__Task goal__:
Return each line of the data below verbatim; pictures are to be left out.

** Start Raw data **

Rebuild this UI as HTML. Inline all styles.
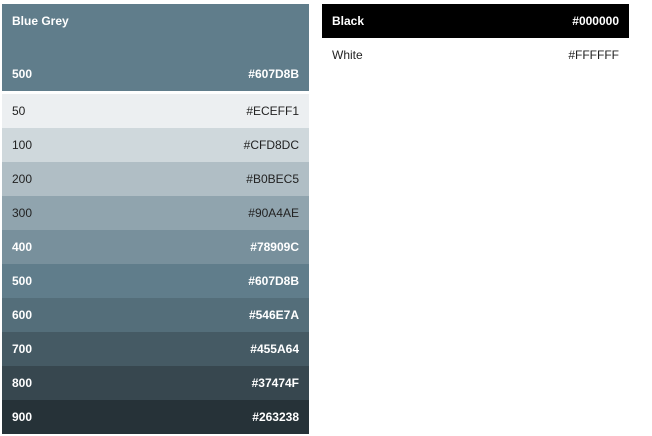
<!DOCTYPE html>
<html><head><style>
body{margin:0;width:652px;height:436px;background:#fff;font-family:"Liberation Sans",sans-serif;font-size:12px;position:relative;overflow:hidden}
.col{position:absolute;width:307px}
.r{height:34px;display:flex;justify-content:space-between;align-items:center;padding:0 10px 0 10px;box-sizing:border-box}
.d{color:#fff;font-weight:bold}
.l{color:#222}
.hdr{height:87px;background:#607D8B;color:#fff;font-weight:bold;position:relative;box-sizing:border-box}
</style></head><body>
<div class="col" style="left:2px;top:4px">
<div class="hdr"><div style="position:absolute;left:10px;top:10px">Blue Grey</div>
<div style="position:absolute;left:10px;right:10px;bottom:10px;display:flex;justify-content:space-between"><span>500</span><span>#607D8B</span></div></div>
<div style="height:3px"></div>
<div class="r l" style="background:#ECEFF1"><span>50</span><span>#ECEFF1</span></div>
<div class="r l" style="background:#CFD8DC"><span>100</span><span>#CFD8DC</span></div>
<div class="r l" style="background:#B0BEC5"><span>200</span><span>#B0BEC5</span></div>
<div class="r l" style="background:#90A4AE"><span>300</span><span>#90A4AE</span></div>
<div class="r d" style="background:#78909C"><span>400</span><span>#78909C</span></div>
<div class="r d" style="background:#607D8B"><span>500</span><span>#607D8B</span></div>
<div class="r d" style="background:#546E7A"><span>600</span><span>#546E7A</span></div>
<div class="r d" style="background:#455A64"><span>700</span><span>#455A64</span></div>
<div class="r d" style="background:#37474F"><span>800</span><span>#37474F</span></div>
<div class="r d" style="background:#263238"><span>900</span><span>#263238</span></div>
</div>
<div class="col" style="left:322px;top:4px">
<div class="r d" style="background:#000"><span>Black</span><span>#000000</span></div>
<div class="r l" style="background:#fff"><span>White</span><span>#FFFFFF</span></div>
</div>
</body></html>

** End Raw data **

__Response to the exercise__:
Rebuild this UI as HTML. Inline all styles.
<!DOCTYPE html>
<html><head><style>
body{margin:0;width:652px;height:436px;background:#fff;font-family:"Liberation Sans",sans-serif;font-size:12px;position:relative;overflow:hidden}
.col{position:absolute;width:307px}
.r{height:34px;display:flex;justify-content:space-between;align-items:center;padding:0 10px 0 10px;box-sizing:border-box}
.d{color:#fff;font-weight:bold}
.l{color:#222}
.hdr{height:87px;background:#607D8B;color:#fff;font-weight:bold;position:relative;box-sizing:border-box}
</style></head><body>
<div class="col" style="left:2px;top:4px">
<div class="hdr"><div style="position:absolute;left:10px;top:10px">Blue Grey</div>
<div style="position:absolute;left:10px;right:10px;bottom:10px;display:flex;justify-content:space-between"><span>500</span><span>#607D8B</span></div></div>
<div style="height:3px"></div>
<div class="r l" style="background:#ECEFF1"><span>50</span><span>#ECEFF1</span></div>
<div class="r l" style="background:#CFD8DC"><span>100</span><span>#CFD8DC</span></div>
<div class="r l" style="background:#B0BEC5"><span>200</span><span>#B0BEC5</span></div>
<div class="r l" style="background:#90A4AE"><span>300</span><span>#90A4AE</span></div>
<div class="r d" style="background:#78909C"><span>400</span><span>#78909C</span></div>
<div class="r d" style="background:#607D8B"><span>500</span><span>#607D8B</span></div>
<div class="r d" style="background:#546E7A"><span>600</span><span>#546E7A</span></div>
<div class="r d" style="background:#455A64"><span>700</span><span>#455A64</span></div>
<div class="r d" style="background:#37474F"><span>800</span><span>#37474F</span></div>
<div class="r d" style="background:#263238"><span>900</span><span>#263238</span></div>
</div>
<div class="col" style="left:322px;top:4px">
<div class="r d" style="background:#000"><span>Black</span><span>#000000</span></div>
<div class="r l" style="background:#fff"><span>White</span><span>#FFFFFF</span></div>
</div>
</body></html>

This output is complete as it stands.